前十字靭帯とは、膝関節の中で、大腿骨と脛骨をつないでいる強力な靭帯である。役割は、主に①大腿骨に対して脛骨が前へ移動しないような制御(前後への安定性)と、②捻った方向に対して動きすぎないような制御(回旋方向への安定性)である。

2.× 後方
後十字靭帯の役割である。

3.× 側方
側副靭帯の役割である。

4.× 回旋
十字靭帯も担うが、半月板などの役割でもある。

 

 

 

 

 

問題30 前十字靱帯損傷の検査法でないのはどれか。

1.ピボットシフトテスト
2.ジャークテスト
3.アプライテスト
4.Nテスト

答え.

解説
1.〇 ピボットシフトテスト
Pivot Shift/Pivot Shift test(ピボットシフトテスト)とは、前十字靭帯損傷の回旋不安定性現象を検査する。前十字靱帯損傷膝では膝伸展位において外反、軸圧のストレスをかけることにより脛骨は前方にずれる。そして、屈曲とともに 20°~30°付近で脛骨は突然整復位に外旋するように、即ち、後方の正常な位置に戻る。

2.〇 ジャークテスト
Jerkテスト(ジャークテスト)の陽性は、前十字靭帯損傷を疑う。片方の手で、患者の足首を持ち、もう一方の手で膝を持ち、下腿を内旋しながら伸展すると、膝でクリックを伴う亜脱臼整復感が確認できる。

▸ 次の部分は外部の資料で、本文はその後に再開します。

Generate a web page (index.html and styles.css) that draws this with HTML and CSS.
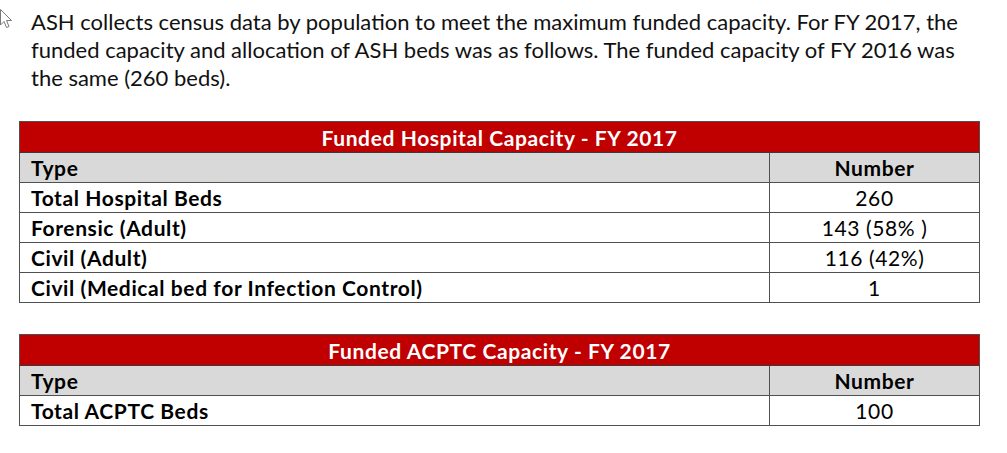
FILE: index.html
```html
<!DOCTYPE html>
<html>
<head>
<meta charset="utf-8">
<link rel="stylesheet" href="styles.css">
</head>
<body>
<svg class="cursor" width="14" height="22" viewBox="0 0 14 22"><path d="M0.5 0.5 L0.5 16 L4 12.5 L6.5 18.5 L9 17.5 L6.5 11.5 L11.5 11.5 Z" fill="#fff" stroke="#7a7a7a" stroke-width="1"/></svg>
<main class="page">
  <p class="intro">ASH collects census data by population to meet the maximum funded capacity. For FY 2017, the funded capacity and allocation of ASH beds was as follows. The funded capacity of FY 2016 was the same (260 beds).</p>

  <table class="cap">
    <colgroup><col class="c-type"><col class="c-num"></colgroup>
    <tr class="title"><th colspan="2">Funded Hospital Capacity - FY 2017</th></tr>
    <tr class="head"><th class="type">Type</th><th class="num">Number</th></tr>
    <tr><td class="type">Total Hospital Beds</td><td class="num">260</td></tr>
    <tr><td class="type">Forensic (Adult)</td><td class="num">143 (58% )</td></tr>
    <tr><td class="type">Civil (Adult)</td><td class="num">116 (42%)</td></tr>
    <tr><td class="type">Civil (Medical bed for Infection Control)</td><td class="num">1</td></tr>
  </table>

  <table class="cap second">
    <colgroup><col class="c-type"><col class="c-num"></colgroup>
    <tr class="title"><th colspan="2">Funded ACPTC Capacity - FY 2017</th></tr>
    <tr class="head"><th class="type">Type</th><th class="num">Number</th></tr>
    <tr><td class="type">Total ACPTC Beds</td><td class="num">100</td></tr>
  </table>
</main>
</body>
</html>
```

FILE: styles.css
```css
html, body {
  margin: 0;
  padding: 0;
  background: #fff;
}
body {
  font-family: Lato, "Open Sans", sans-serif;
  color: #000;
  position: relative;
}
.cursor {
  position: absolute;
  left: 0;
  top: 9px;
}
.page {
  padding: 8px 0 0 19px;
  width: 960px;
}
.intro {
  margin: 0 0 29px 12px;
  font-size: 22px;
  line-height: 28px;
  width: 948px;
  color: #111;
}
.cap {
  border-collapse: collapse;
  width: 960px;
  table-layout: fixed;
  border: 1px solid #3a3a3a;
  font-size: 21px;
  letter-spacing: 0.6px;
}
.cap.second {
  margin-top: 31px;
}
.c-type { width: 750px; }
.c-num { width: 210px; }
.cap th, .cap td {
  height: 29px;
  padding: 0 0 0 11px;
  border: 1px solid #505050;
  line-height: 29px;
  box-sizing: border-box;
}
.cap .title th {
  background: #c00000;
  color: #fff;
  font-weight: 700;
  text-align: center;
  height: 31px;
  padding: 0;
  border-bottom: 1px solid #3a3a3a;
}
.cap .head th {
  background: #d9d9d9;
  font-weight: 700;
}
.cap .type {
  text-align: left;
  font-weight: 700;
}
.cap .num {
  text-align: center;
  padding: 0;
  font-weight: 400;
}
.cap .head .num {
  font-weight: 700;
}
```
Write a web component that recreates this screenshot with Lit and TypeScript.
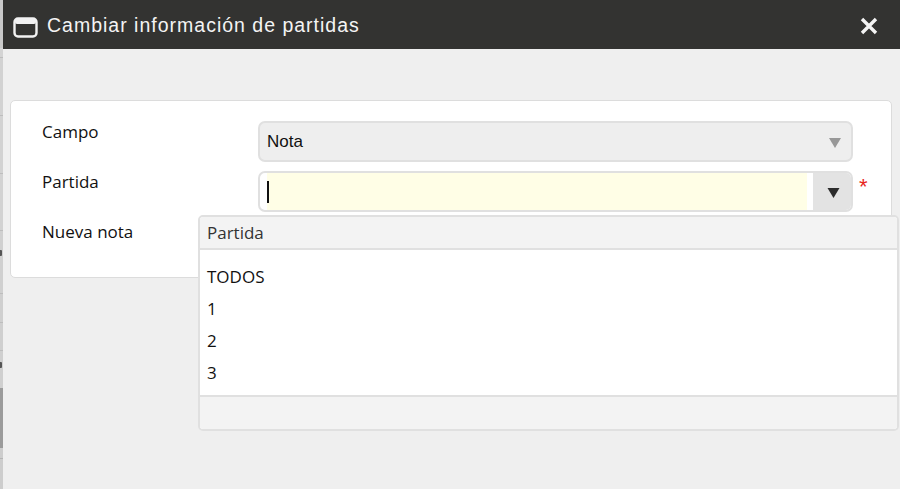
import { LitElement, html, css } from "lit";
import { customElement } from "lit/decorators.js";

const STRIP: [number, string][] = [
  [48, "#c9c9c9"],
  [9, "#d4d4d4"],
  [1, "#bdbdbd"],
  [57, "#d2d2d2"],
  [1, "#bdbdbd"],
  [57, "#d2d2d2"],
  [1, "#bdbdbd"],
  [56, "#d2d2d2"],
  [1, "#bdbdbd"],
  [62, "#d0d0d0"],
  [1, "#bdbdbd"],
  [28, "#cfcfcf"],
  [1, "#bdbdbd"],
  [27, "#cfcfcf"],
  [1, "#bdbdbd"],
  [37, "#cfcfcf"],
  [60, "#9b9b9b"],
  [10, "#cdcdcd"],
  [1, "#b5b5b5"],
  [30, "#cdcdcd"],
];

@customElement("app-root")
export class AppRoot extends LitElement {
  static styles = css`
    :host {
      display: flex;
      width: 900px;
      height: 489px;
      overflow: hidden;
      position: relative;
      background: #efefef;
      font-family: "Open Sans", "Noto Sans", sans-serif;
      color: #111;
    }
    .strip {
      width: 3px;
      flex: none;
      display: flex;
      flex-direction: column;
      position: relative;
      overflow: hidden;
    }
    .frag {
      position: absolute;
      left: 0;
      width: 2px;
      height: 6px;
      background: #555;
      border-radius: 0 1px 1px 0;
    }
    .dialog {
      flex: 1;
      display: flex;
      flex-direction: column;
      min-width: 0;
    }
    .titlebar {
      height: 49px;
      flex: none;
      background: #333331;
      display: flex;
      align-items: center;
      padding: 0 21px 0 10px;
      color: #f4f4f4;
      box-sizing: border-box;
    }
    .title {
      font-family: "Liberation Sans", Arial, sans-serif;
      font-size: 19.5px;
      letter-spacing: 1px;
      margin-left: 9px;
      flex: 1;
      position: relative;
      top: 1px;
    }
    .winicon {
      width: 25px;
      height: 21px;
      margin-top: 5px;
      flex: none;
    }
    .close {
      width: 20px;
      height: 20px;
      flex: none;
      margin-top: 3px;
    }
    .body {
      flex: 1;
      padding: 51px 8px 0 7px;
    }
    .card {
      background: #fff;
      border: 1px solid #dcdcdc;
      border-radius: 5px;
      height: 178px;
      box-sizing: border-box;
      padding: 20px 38px 0 31px;
      display: grid;
      grid-template-columns: 216px 1fr;
      grid-template-rows: 41px 41px 40px;
      row-gap: 9px;
      font-size: 17px;
    }
    .label {
      line-height: 22px;
    }
    .field {
      display: flex;
      height: 41px;
      box-sizing: border-box;
      border: 2px solid #e0e0e0;
      border-radius: 7px;
      overflow: hidden;
      position: relative;
    }
    .row {
      position: relative;
    }
    .readonly {
      background: #eeeeee;
      align-items: center;
      padding-left: 7px;
      line-height: 1;
      font-family: "Liberation Sans", Arial, sans-serif;
      font-size: 17px;
    }
    .readonly .txt {
      flex: 1;
    }
    .readonly svg {
      width: 14px;
      height: 12px;
      margin-right: 9px;
      margin-top: 2px;
      opacity: 0.9;
    }
    .input {
      flex: 1;
      background: #fffee6;
      margin-left: 7px;
      display: flex;
      align-items: center;
      padding-left: 0;
    }
    .caret {
      width: 2px;
      height: 22px;
      background: #111;
    }
    .gap {
      width: 6px;
      background: #fff;
    }
    .btn {
      width: 38px;
      background: #e3e3e3;
      display: flex;
      align-items: center;
      justify-content: center;
    }
    .btn svg {
      width: 13px;
      height: 12px;
      margin-top: 3px;
      margin-left: 3px;
    }
    .req {
      position: absolute;
      left: 601px;
      top: 5px;
      color: #e8261f;
      font-family: "Liberation Sans", Arial, sans-serif;
      font-size: 22px;
      line-height: 22px;
    }
    .dropdown {
      position: absolute;
      left: 198px;
      top: 215px;
      width: 701px;
      height: 216px;
      box-sizing: border-box;
      background: #fff;
      border: 2px solid #e0e0e0;
      border-radius: 5px;
      display: flex;
      flex-direction: column;
      font-size: 17px;
      overflow: hidden;
    }
    .dd-head {
      height: 31px;
      flex: none;
      background: #f3f3f3;
      border-bottom: 2px solid #e0e0e0;
      display: flex;
      align-items: center;
      padding-left: 7px;
      color: #333;
    }
    .dd-list {
      flex: 1;
      padding: 11px 7px 0;
    }
    .dd-item {
      height: 32px;
      line-height: 32px;
      color: #111;
    }
    .dd-foot {
      height: 32px;
      flex: none;
      background: #f3f3f3;
      border-top: 2px solid #e0e0e0;
    }
  `;

  render() {
    return html`
      <div class="strip">
        ${STRIP.map(
          ([h, c]) => html`<div style="height:${h}px;background:${c}"></div>`
        )}
        <span class="frag" style="top:250px"></span>
        <span class="frag" style="top:362px"></span>
      </div>
      <div class="dialog">
        <div class="titlebar">
          <svg class="winicon" viewBox="0 0 25 21">
            <rect x="1.5" y="1.5" width="22" height="18" rx="3.5" fill="#333331" stroke="#f2f2f2" stroke-width="2.4"></rect>
            <rect x="2" y="2" width="21" height="5" rx="2" fill="#f2f2f2"></rect>
          </svg>
          <div class="title">Cambiar información de partidas</div>
          <svg class="close" viewBox="0 0 20 20">
            <path d="M3 3 L17 17 M17 3 L3 17" stroke="#f4f4f4" stroke-width="3.4" fill="none"></path>
          </svg>
        </div>
        <div class="body">
          <div class="card">
            <div class="label">Campo</div>
            <div class="field readonly">
              <span class="txt">Nota</span>
              <svg viewBox="0 0 14 12"><path d="M1 1 H13 L7 11 Z" fill="#8f8f8f"></path></svg>
            </div>
            <div class="label">Partida</div>
            <div class="row">
              <div class="field">
                <div class="input"><div class="caret"></div></div>
                <div class="gap"></div>
                <div class="btn">
                  <svg viewBox="0 0 13 12"><path d="M0.5 1 H12.5 L6.5 11 Z" fill="#2c2c2c"></path></svg>
                </div>
              </div>
              <span class="req">*</span>
            </div>
            <div class="label">Nueva nota</div>
            <div></div>
          </div>
        </div>
      </div>
      <div class="dropdown">
        <div class="dd-head">Partida</div>
        <div class="dd-list">
          ${["TODOS", "1", "2", "3"].map(
            (t) => html`<div class="dd-item">${t}</div>`
          )}
        </div>
        <div class="dd-foot"></div>
      </div>
    `;
  }
}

3.× アプライテストは、前十字靱帯損傷の検査法ではない。
一般的にApleyテスト(アプレーテスト)といっても、アプレー・スクラッチテスト(Apley scratch test)やアプレー圧迫・牽引テストとApleyとつくテストがいくつかある。アプレー・スクラッチテスト(Apley scratch test)は、棘上筋腱の変性性筋炎を疑う。アプレー圧迫テストは半月板損傷、アプレー牽引テストは、側副靭帯損傷を疑う。

4.〇 Nテスト
Nテストは、前十字靭帯断裂を検査する。足部と下腿近位を把持し、膝関節屈曲位から腓骨頭を押し出すように下腿を内旋させ、そのまま他動的に伸張させる。膝屈曲20°付近から脛骨が前方・内旋方向へ亜脱臼すると陽性となる。

MEMO

前方引き出しテストは、膝関節前十字靱帯損傷の検査である。背臥位にて患側膝90°屈曲位で、検者は下腿を前方に引く。陽性の場合、脛骨は止まることなく前方に出てくる。

ほかにも、膝関節前十字靱帯損傷の検査として、Lachmanテスト(ラックマンテスト)があげられる。背臥位で膝関節を20~30度屈曲させて、下腿部近位端を斜め前方へ引き出す。陽性の場合、脛骨は止まることなく前方に出てくる。